- **Written request**:
Pictures are excluded. Copy exactly, and only, the lines from the one containing "Rebuild this screenshot as a component, using React, TypeScript" through the one containing "string; active?: boolean;", both ends included.

** Start of Data listing **

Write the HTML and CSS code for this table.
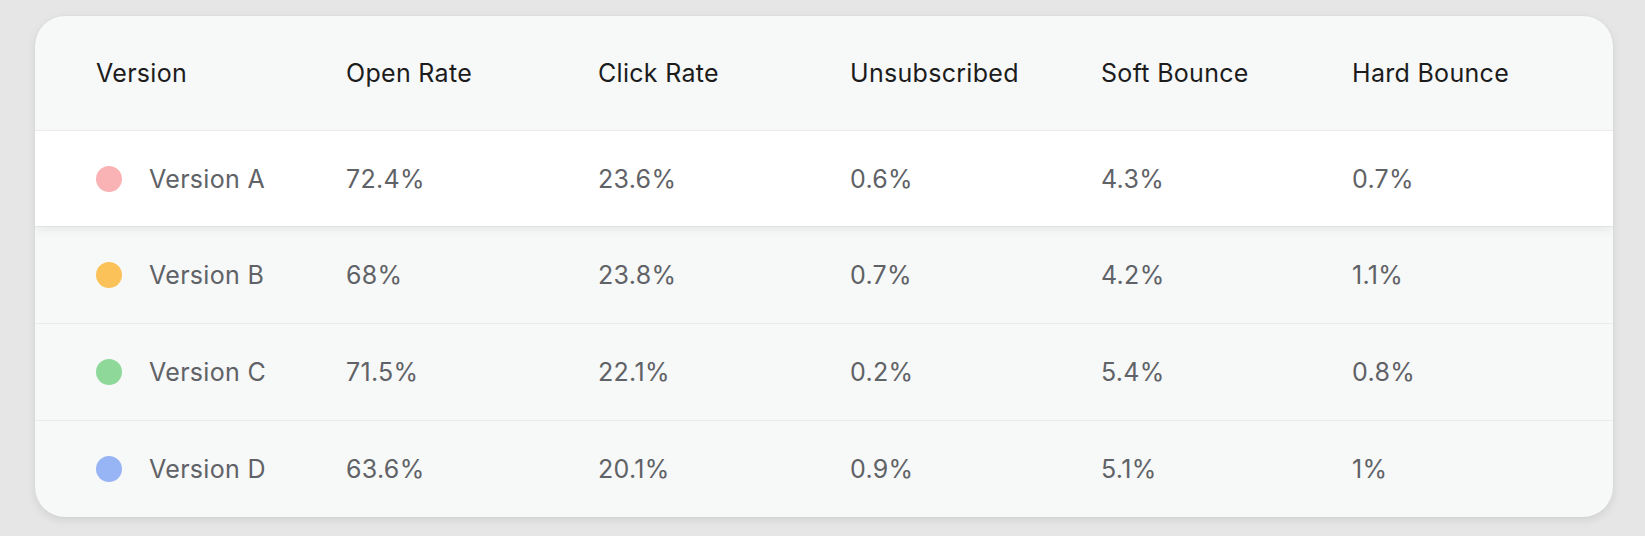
FILE: index.html
```html
<!DOCTYPE html>
<html>

<head>
  <title>A/B Test Results</title>
  <link rel="stylesheet" href="styles.css">
</head>

<body>
  <div class="card">
    <div class="row head">
      <div class="cell">Version</div>
      <div class="cell">Open Rate</div>
      <div class="cell">Click Rate</div>
      <div class="cell">Unsubscribed</div>
      <div class="cell">Soft Bounce</div>
      <div class="cell">Hard Bounce</div>
    </div>

    <div class="row active">
      <div class="cell name"><span class="dot pink"></span>Version A</div>
      <div class="cell">72.4%</div>
      <div class="cell">23.6%</div>
      <div class="cell">0.6%</div>
      <div class="cell">4.3%</div>
      <div class="cell">0.7%</div>
    </div>

    <div class="row">
      <div class="cell name"><span class="dot yellow"></span>Version B</div>
      <div class="cell">68%</div>
      <div class="cell">23.8%</div>
      <div class="cell">0.7%</div>
      <div class="cell">4.2%</div>
      <div class="cell">1.1%</div>
    </div>

    <div class="row">
      <div class="cell name"><span class="dot green"></span>Version C</div>
      <div class="cell">71.5%</div>
      <div class="cell">22.1%</div>
      <div class="cell">0.2%</div>
      <div class="cell">5.4%</div>
      <div class="cell">0.8%</div>
    </div>

    <div class="row">
      <div class="cell name"><span class="dot blue"></span>Version D</div>
      <div class="cell">63.6%</div>
      <div class="cell">20.1%</div>
      <div class="cell">0.9%</div>
      <div class="cell">5.1%</div>
      <div class="cell">1%</div>
    </div>
  </div>
</body>

</html>
```

FILE: styles.css
```css
* {
  margin: 0;
  padding: 0;
  box-sizing: border-box;
}

body {
  font-family: 'Inter', 'Roboto', sans-serif;
  background-color: #e6e6e6;
  padding: 16px 32px 18px 35px;
}

.card {
  background-color: #f7f8f8;
  border-radius: 30px;
  overflow: hidden;
  box-shadow: 0 3px 10px rgba(0, 0, 0, 0.09), 0 0 2px rgba(0, 0, 0, 0.05);
}

.row {
  display: grid;
  grid-template-columns: 250px 252px 252px 251px 251px 1fr;
  align-items: center;
  height: 97px;
  padding-left: 61px;
  font-size: 25px;
  letter-spacing: 0.3px;
  color: #5f6266;
  border-top: 1px solid #ebeced;
}

.row.head {
  height: 114px;
  color: #1c1c1c;
  border-top: none;
}

.row.active {
  position: relative;
  z-index: 1;
  height: 96px;
  background-color: #fff;
  border-top: 1px solid #ececec;
  box-shadow: 0 5px 10px rgba(0, 0, 0, 0.06);
}

.name {
  display: flex;
  align-items: center;
}

.dot {
  width: 26px;
  height: 26px;
  border-radius: 50%;
  margin-right: 27px;
}

.pink {
  background-color: #f9b3b5;
}

.yellow {
  background-color: #fbc25a;
}

.green {
  background-color: #8ed99a;
}

.blue {
  background-color: #97b5f5;
}
```
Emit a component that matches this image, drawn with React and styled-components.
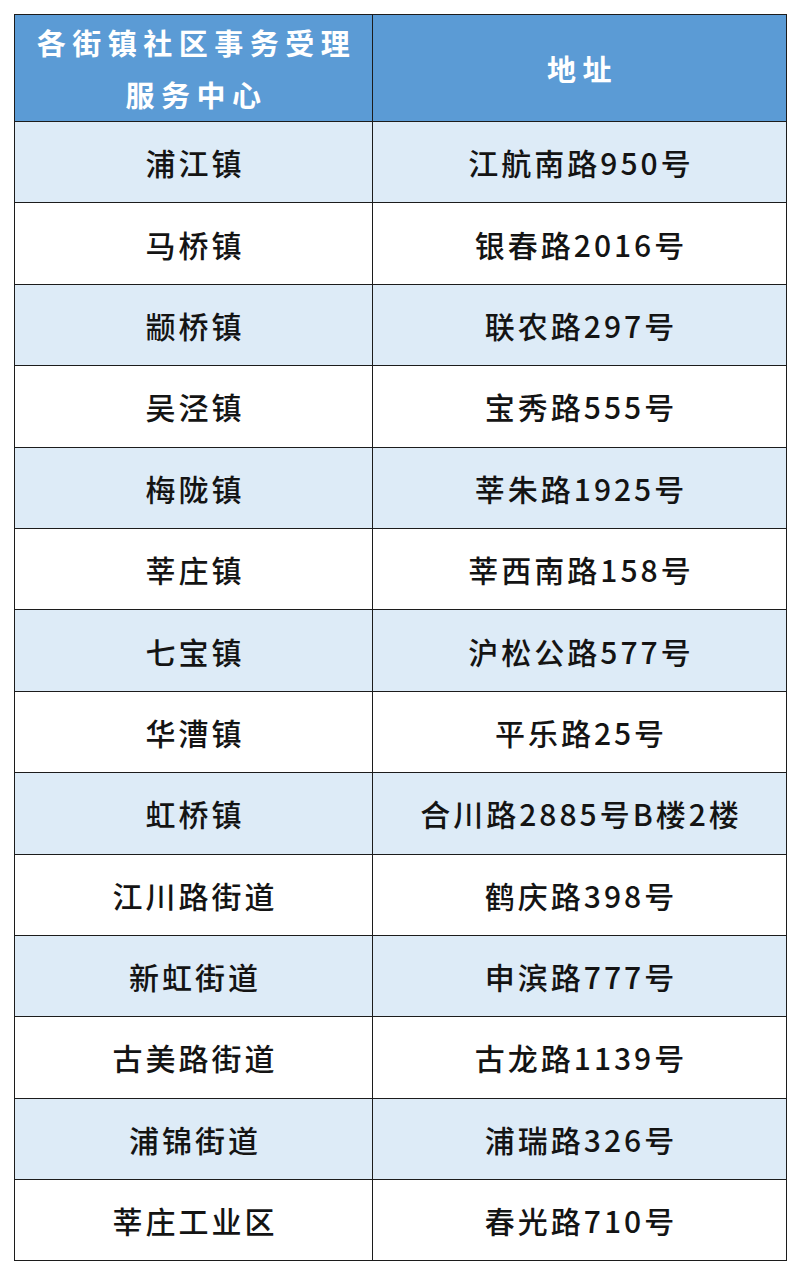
import React from "react"
import styled, { createGlobalStyle } from "styled-components"

const rows = [
  ["浦江镇", "江航南路950号"],
  ["马桥镇", "银春路2016号"],
  ["颛桥镇", "联农路297号"],
  ["吴泾镇", "宝秀路555号"],
  ["梅陇镇", "莘朱路1925号"],
  ["莘庄镇", "莘西南路158号"],
  ["七宝镇", "沪松公路577号"],
  ["华漕镇", "平乐路25号"],
  ["虹桥镇", "合川路2885号B楼2楼"],
  ["江川路街道", "鹤庆路398号"],
  ["新虹街道", "申滨路777号"],
  ["古美路街道", "古龙路1139号"],
  ["浦锦街道", "浦瑞路326号"],
  ["莘庄工业区", "春光路710号"],
]

const App = () => (
  <>
    <GlobalStyle />
    <Page>
      <Table>
        <colgroup>
          <col style={{ width: 358 }} />
          <col style={{ width: 414 }} />
        </colgroup>
        <thead>
          <tr>
            <HeadCell>
              各街镇社区事务受理
              <br />
              服务中心
            </HeadCell>
            <HeadCell>地址</HeadCell>
          </tr>
        </thead>
        <tbody>
          {rows.map(([name, addr], i) => (
            <Row key={name} $shaded={i % 2 === 0}>
              <Cell>{name}</Cell>
              <Cell>{addr}</Cell>
            </Row>
          ))}
        </tbody>
      </Table>
    </Page>
  </>
)

const GlobalStyle = createGlobalStyle`
  html, body {
    margin: 0;
    padding: 0;
    background: #ffffff;
  }
`

const Page = styled.div`
  padding: 14px;
  font-family: "Noto Sans CJK SC", "Noto Sans", sans-serif;
`

const Table = styled.table`
  width: 772px;
  border-collapse: collapse;
  table-layout: fixed;
  border: 1.5px solid #1c1c1c;
`

const HeadCell = styled.th`
  height: 106px;
  padding: 0 0 0 6px;
  background-color: #5b9bd5;
  color: #ffffff;
  font-size: 29px;
  font-weight: 700;
  line-height: 52px;
  letter-spacing: 6.5px;
  text-align: center;
  border: 1px solid #1c1c1c;
`

const Row = styled.tr`
  background-color: ${(p) => (p.$shaded ? "#ddebf7" : "#ffffff")};
`

const Cell = styled.td`
  height: 80.4px;
  padding: 0 0 0 3px;
  color: #141414;
  font-size: 30px;
  font-weight: 500;
  letter-spacing: 3px;
  text-align: center;
  border: 1px solid #1c1c1c;
`

export default App
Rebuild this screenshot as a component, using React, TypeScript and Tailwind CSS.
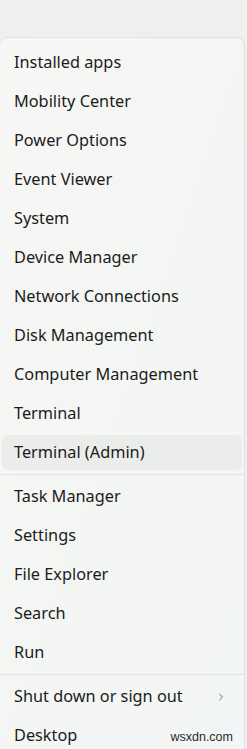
import { ChevronRight } from "lucide-react"

const groups = [
  [
    "Installed apps",
    "Mobility Center",
    "Power Options",
    "Event Viewer",
    "System",
    "Device Manager",
    "Network Connections",
    "Disk Management",
    "Computer Management",
    "Terminal",
    "Terminal (Admin)",
  ],
  ["Task Manager", "Settings", "File Explorer", "Search", "Run"],
]

type RowProps = { label: string; active?: boolean; sub?: boolean }

const Row = ({ label, active = false, sub = false }: RowProps) => (
  <div className="relative flex h-[39px] items-center gap-2 pr-[17px] pl-[14px]">
    {/* hover highlight sits behind the label */}
    {active && <div className="absolute inset-[2px] rounded-md bg-[#ebedeb]" />}
    <span className="relative flex-1 whitespace-nowrap">{label}</span>
    {sub && <ChevronRight className="relative h-[12px] w-[12px] text-[#555]" strokeWidth={1.6} />}
  </div>
)

const Separator = () => (
  <div className="h-[5px] pt-[2px]">
    <div className="h-px bg-[#e3e4e2]" />
  </div>
)

export default function App() {
  return (
    <div className="h-[749px] w-[247px] overflow-hidden bg-[#efefee] pt-[37px] font-['Noto_Sans',sans-serif] text-[16.3px] text-[#1b1b1b]">
      <div className="relative h-full w-[245px] rounded-t-lg border-t border-r border-[#e2e3e1] bg-gradient-to-br from-[#f7f7f5] via-[#f4f6f4] to-[#f3f6f6] pt-[5px]">
        {groups[0].map((l) => (
          <Row key={l} label={l} active={l === "Terminal (Admin)"} />
        ))}
        <Separator />
        {groups[1].map((l) => (
          <Row key={l} label={l} />
        ))}
        <Separator />
        <Row label="Shut down or sign out" sub />
        <Row label="Desktop" />
        <span className="absolute bottom-[2px] right-[11px] font-['Liberation_Sans',sans-serif] text-[12.5px] text-[#2a2a2a]">
          wsxdn.com
        </span>
      </div>
    </div>
  )
}
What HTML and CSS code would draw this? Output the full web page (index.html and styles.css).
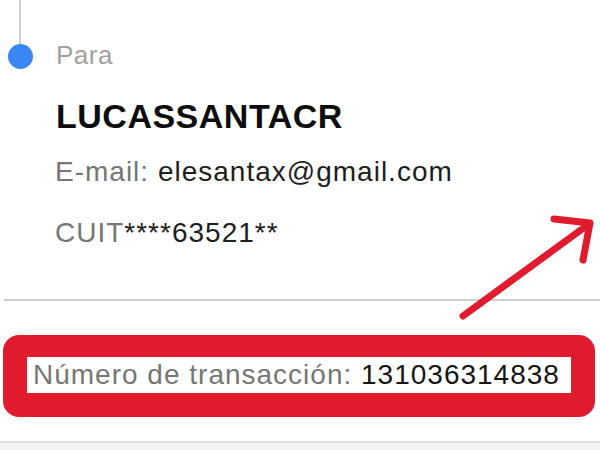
FILE: index.html
```html
<!DOCTYPE html>
<html lang="es">
<head>
<meta charset="utf-8">
<title>Comprobante</title>
<link rel="stylesheet" href="styles.css">
</head>
<body>
<div class="page">
  <section class="step">
    <div class="rail">
      <div class="rail-line"></div>
      <div class="rail-dot"></div>
    </div>
    <div class="step-body">
      <div class="label">Para</div>
      <div class="name">LUCASSANTACR</div>
      <div class="detail"><span class="muted">E-mail:</span> elesantax@gmail.com</div>
      <div class="detail cuit"><span class="muted">CUIT</span>****63521**</div>
    </div>
  </section>
  <div class="divider"></div>
  <div class="highlight">
    <div class="txn"><span class="muted">Número de transacción:</span> 131036314838</div>
  </div>
  <div class="footer"></div>
  <svg class="arrow" width="600" height="450" viewBox="0 0 600 450" aria-hidden="true">
    <g fill="none" stroke="#e11b2e" stroke-width="7" stroke-linecap="round" stroke-linejoin="round">
      <path d="M463 316 L589 224"/>
      <path d="M554 219 L590 223 L583 260"/>
    </g>
  </svg>
</div>
</body>
</html>
```
FILE: styles.css
```css
html, body {
  margin: 0;
  padding: 0;
  background: #ffffff;
}
.page {
  position: relative;
  width: 600px;
  height: 450px;
  overflow: hidden;
  font-family: "Liberation Sans", Arial, sans-serif;
  color: #1a1a1a;
}
.step {
  display: flex;
  gap: 16px;
}
.rail {
  width: 40px;
  display: flex;
  flex-direction: column;
  align-items: center;
}
.rail-line {
  width: 2px;
  height: 45px;
  background: #cfcfcf;
}
.rail-dot {
  width: 25px;
  height: 25px;
  border-radius: 50%;
  background: #3a86f4;
  margin-top: -1px;
}
.step-body {
  padding-top: 41px;
}
.label {
  font-size: 26px;
  line-height: 28px;
  letter-spacing: 0.5px;
  color: #a0a0a0;
}
.name {
  margin-top: 27px;
  font-size: 34px;
  line-height: 40px;
  font-weight: bold;
  letter-spacing: 0.5px;
  color: #0d0d0d;
}
.detail {
  margin-top: 20px;
  font-size: 28px;
  line-height: 32px;
  letter-spacing: 1px;
  color: #1e1e1e;
  margin-left: -1px;
}
.detail.cuit {
  margin-top: 29px;
}
.muted {
  color: #767676;
}
.divider {
  margin: 50px 0 0 4px;
  height: 2px;
  background: #cdcdcd;
}
.highlight {
  margin: 34px 5px 0 3px;
  border: 24px solid #e11b2e;
  border-top-width: 22px;
  border-radius: 16px;
  background: #ffffff;
}
.txn {
  height: 36px;
  line-height: 36px;
  padding-left: 6px;
  font-size: 28px;
  letter-spacing: 1px;
  color: #151515;
}
.footer {
  margin-top: 24px;
  height: 20px;
  border-top: 2px solid #dcdcdc;
  background: #f3f3f3;
}
.arrow {
  position: absolute;
  left: 0;
  top: 0;
  pointer-events: none;
}
```
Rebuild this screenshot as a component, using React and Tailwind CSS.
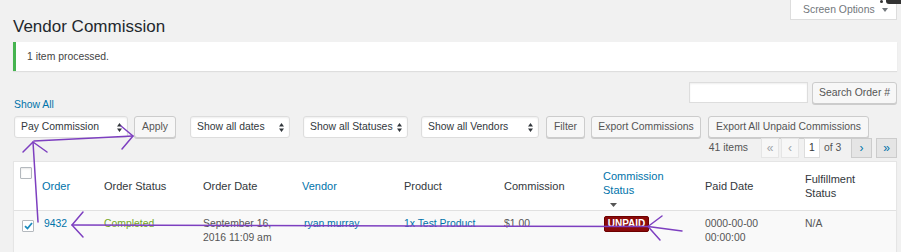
import React from "react";

function SelectArrows() {
    return (
        <svg width="5" height="9" viewBox="0 0 5 9" className="shrink-0">
            <path d="M2.5 0L5 3.5H0z M2.5 9L0 5.5H5z" fill="#32373c" />
        </svg>
    );
}

function Select({label, w}) {
    return (
        <div className={`${w} flex h-[22px] items-center justify-between rounded-[3px] border border-[#ddd] bg-white pl-[6px] pr-[5px] text-[#32373c] shadow-[inset_0_1px_2px_rgba(0,0,0,0.07)]`}>
            <span>{label}</span>
            <SelectArrows />
        </div>
    );
}

function Button({children, w}) {
    return (
        <div className={`${w} flex h-[22px] items-center justify-center rounded-[3px] border border-[#ccc] bg-[#f7f7f7] text-[#555] shadow-[0_1px_0_#ccc]`}>
            {children}
        </div>
    );
}

function PageBtn({children, active}) {
    return (
        <div
            className={
                active
                    ? "flex h-[20px] w-[21px] shrink-0 items-center justify-center border border-[#ccc] bg-[#e5e5e5] text-[12px] text-[#0073aa]"
                    : "flex h-[20px] w-[18px] shrink-0 items-center justify-center border border-[#e5e5e5] bg-[#f7f7f7] text-[12px] text-[#a0a5aa]"
            }
        >
            {children}
        </div>
    );
}

function Annotations() {
    const stroke = "#7d3fc0";
    return (
        <svg className="pointer-events-none absolute inset-0" width="901" height="252" viewBox="0 0 901 252">
            <g fill="none" stroke={stroke} strokeWidth="1.5" strokeLinecap="round" strokeLinejoin="round">
                <path d="M38 222 L33 142" />
                <path d="M23 152 L33 142 L47 152" />
                <path d="M34 141 L133 136" />
                <path d="M121 126 L133 136 L122 149" />
                <path d="M72 225 L648 226.5 L682 231" />
                <path d="M83 212 L72 225 L83 237" />
                <path d="M662 216 L648 226.5 L660 240" />
            </g>
        </svg>
    );
}

export default function App() {
    return (
        <div className="relative h-[252px] w-[901px] overflow-hidden bg-[#f1f1f1] font-['Liberation_Sans',Arial,sans-serif] text-[10.4px] text-[#444]">
            {/* screen options tab */}
            <div className="absolute right-[4px] top-0 flex h-[20px] w-[107px] items-center gap-[7px] border border-t-0 border-[#ddd] bg-white pl-[12px] text-[10.4px] text-[#72777c]">
                <span>Screen Options</span>
                <svg width="6" height="4" viewBox="0 0 6 4">
                    <path d="M0 0H6L3 4z" fill="#72777c" />
                </svg>
            </div>
            <div className="absolute right-0 top-0 h-[4px] w-[15px] rounded-bl-[3px] bg-[#333]" />
            <div className="absolute right-[18px] top-0 h-[3px] w-[3px] rounded-full bg-[#333]" />

            <div className="pl-[13px] pr-[4px] pt-[15px]">
                <h1 className="text-[17px] leading-[23px] text-[#23282d]">Vendor Commission</h1>

                <div className="mt-[4px] flex h-[29px] items-center border-l-[3px] border-[#46b450] bg-white pl-[11px] shadow-[0_1px_1px_rgba(0,0,0,0.08)]">
                    1 item processed.
                </div>

                <div className="mt-[11px] flex items-start justify-between">
                    <div className="mt-[16px] ml-[1px] leading-[13px] text-[#0073aa]">Show All</div>
                    <div className="flex gap-[4px]">
                        <div className="h-[21px] w-[119px] border border-[#ddd] bg-white shadow-[inset_0_1px_2px_rgba(0,0,0,0.07)]" />
                        <Button w="w-[85px]">Search Order #</Button>
                    </div>
                </div>

                <div className="ml-[1px] mt-[5px] flex items-center">
                    <Select label="Pay Commission" w="w-[114px]" />
                    <div className="ml-[6px]"><Button w="w-[42px]">Apply</Button></div>
                    <div className="ml-[14px]"><Select label="Show all dates" w="w-[100px]" /></div>
                    <div className="ml-[13px]"><Select label="Show all Statuses" w="w-[105px]" /></div>
                    <div className="ml-[13px]"><Select label="Show all Vendors" w="w-[118px]" /></div>
                    <div className="ml-[7px]"><Button w="w-[39px]">Filter</Button></div>
                    <div className="ml-[6px]"><Button w="w-[110px]">Export Commissions</Button></div>
                    <div className="ml-[7px]"><Button w="w-[161px]">Export All Unpaid Commissions</Button></div>
                </div>

                <div className="flex h-[20px] items-center justify-end text-[#555]">
                    <span className="mr-[13px]">41 items</span>
                    <PageBtn>«</PageBtn>
                    <div className="ml-[2px]"><PageBtn>‹</PageBtn></div>
                    <div className="ml-[5px] flex h-[20px] w-[16px] shrink-0 items-center justify-center border border-[#ddd] bg-white text-[#32373c]">1</div>
                    <span className="w-[31px] shrink-0 pl-[4px]">of 3</span>
                    <PageBtn active>›</PageBtn>
                    <div className="ml-[4px]"><PageBtn active>»</PageBtn></div>
                </div>

                <div className="mt-[3px] border border-[#e5e5e5] bg-white shadow-[0_1px_1px_rgba(0,0,0,0.04)]">
                    <div className="flex h-[49px] items-center border-b border-[#e1e1e1] text-[11px] leading-[14px] text-[#32373c]">
                        <div className="flex h-full w-[28px] shrink-0 items-start">
                            <div className="ml-[6px] mt-[5px] h-[12px] w-[12px] rounded-[1px] border border-[#b4b9be] bg-white shadow-[inset_0_1px_2px_rgba(0,0,0,0.1)]" />
                        </div>
                        <div className="w-[62px] shrink-0 text-[#0073aa]">Order</div>
                        <div className="w-[99px] shrink-0">Order Status</div>
                        <div className="w-[99px] shrink-0">Order Date</div>
                        <div className="w-[102px] shrink-0 text-[#0073aa]">Vendor</div>
                        <div className="w-[100px] shrink-0">Product</div>
                        <div className="w-[99px] shrink-0">Commission</div>
                        <div className="mt-[3px] w-[102px] shrink-0 text-[#0073aa]">
                            <div>Commission</div>
                            <div>Status</div>
                            <svg width="7" height="4" viewBox="0 0 7 4" className="ml-[7px] mt-[6px]">
                                <path d="M0 0H7L3.5 4z" fill="#555" />
                            </svg>
                        </div>
                        <div className="w-[100px] shrink-0">Paid Date</div>
                        <div className="flex-1">
                            <div>Fulfillment</div>
                            <div>Status</div>
                        </div>
                    </div>

                    <div className="flex h-[60px] items-start bg-[#f9f9f9] pt-[6px] leading-[14px] text-[#555]">
                        <div className="w-[28px] shrink-0">
                            <div className="ml-[8px] mt-[3px] flex h-[12px] w-[12px] items-center justify-center rounded-[1px] border border-[#b4b9be] bg-white">
                                <svg width="9" height="8" viewBox="0 0 9 8">
                                    <path d="M1 4.2 L3.5 6.5 L8 1" fill="none" stroke="#1e8cbe" strokeWidth="1.8" />
                                </svg>
                            </div>
                        </div>
                        <div className="w-[62px] shrink-0 pl-[2px] text-[#0073aa]">9432</div>
                        <div className="w-[99px] shrink-0 text-[#73a724]">Completed</div>
                        <div className="w-[99px] shrink-0">
                            <div>September 16,</div>
                            <div>2016 11:09 am</div>
                        </div>
                        <div className="w-[102px] shrink-0 pl-[2px] text-[#0073aa]">ryan murray</div>
                        <div className="w-[100px] shrink-0 text-[#0073aa]">1x Test Product</div>
                        <div className="w-[99px] shrink-0">$1.00</div>
                        <div className="w-[102px] shrink-0 pl-[1px]">
                            <div className="-mt-[1px] flex h-[16px] w-[45px] items-center justify-center rounded-[2px] border border-[#6d0000] bg-[#8b0a0a] text-[10px] font-bold text-white">
                                UNPAID
                            </div>
                        </div>
                        <div className="w-[100px] shrink-0">
                            <div>0000-00-00</div>
                            <div>00:00:00</div>
                        </div>
                        <div className="flex-1">N/A</div>
                    </div>
                </div>
            </div>

            <Annotations />
        </div>
    );
}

** End of Data listing **

- **Expected output**:
Rebuild this screenshot as a component, using React, TypeScript and Tailwind CSS.
import { ChevronRight } from "lucide-react"

const groups = [
  [
    "Installed apps",
    "Mobility Center",
    "Power Options",
    "Event Viewer",
    "System",
    "Device Manager",
    "Network Connections",
    "Disk Management",
    "Computer Management",
    "Terminal",
    "Terminal (Admin)",
  ],
  ["Task Manager", "Settings", "File Explorer", "Search", "Run"],
]

type RowProps = { label: string; active?: boolean; sub?: boolean }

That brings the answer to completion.